Ημερολογιακά στην Κέρκυρα : 1582-1588Part of : Παρνασσός ; Vol.ΜΓ, No.1, 2001, pages 235-242
The controversy over the calendar in Corfu, 1582-1588
When, in 1582, Pope Gregory XIII decided to introduce the new calendar bearing his name to replace the outdated Julian calendar, he tried to impose it in the parts of the Greek Orthodox East under Roman Catholic (mostly Venetian) rule. In the island of Corfu, this attempt provoked a strong reaction among the orthodox population: the old calendar, albeit erroneous, was considered by them as part of their religious tradition, so they were not willing to abandon it in favor of a calendar devised by their arch-enemy, the Pope.
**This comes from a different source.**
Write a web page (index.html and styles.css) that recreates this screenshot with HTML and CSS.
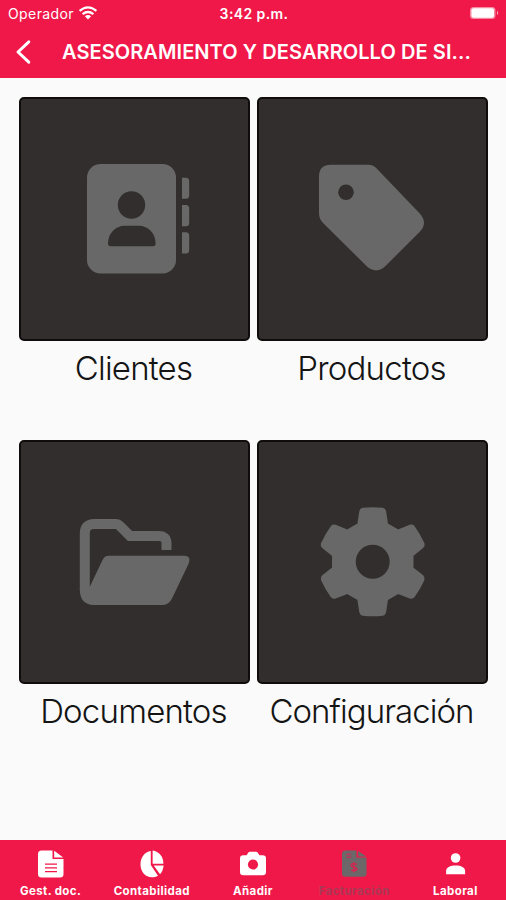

That reaction, combined with the intransigent attitude of Corfu’s Catholic bishop Bernardino Suriano, posed a serious threat to peace and order in the island, since it divided the two communities, orthodox and catholic. The author presents the decree of the Duke and the Senate of Venice by which the Venetian Republic instructs its ambassador at Rome to urge the Holy Seat not to impose the revised calendar in Corfu. Examining in detail the aforementioned decree of 1587, the author shows that the authorities of the Republic, in spite of their devotion to Catholicism, did not want religious controversies to spoil their political agenda favoring the unity of all Christians against Ottoman threat. Finally, Duke Pasquale Cicogna, known for his political subtlety, succeeded in imposing his views, and the confrontation in Corfu ended in 1588.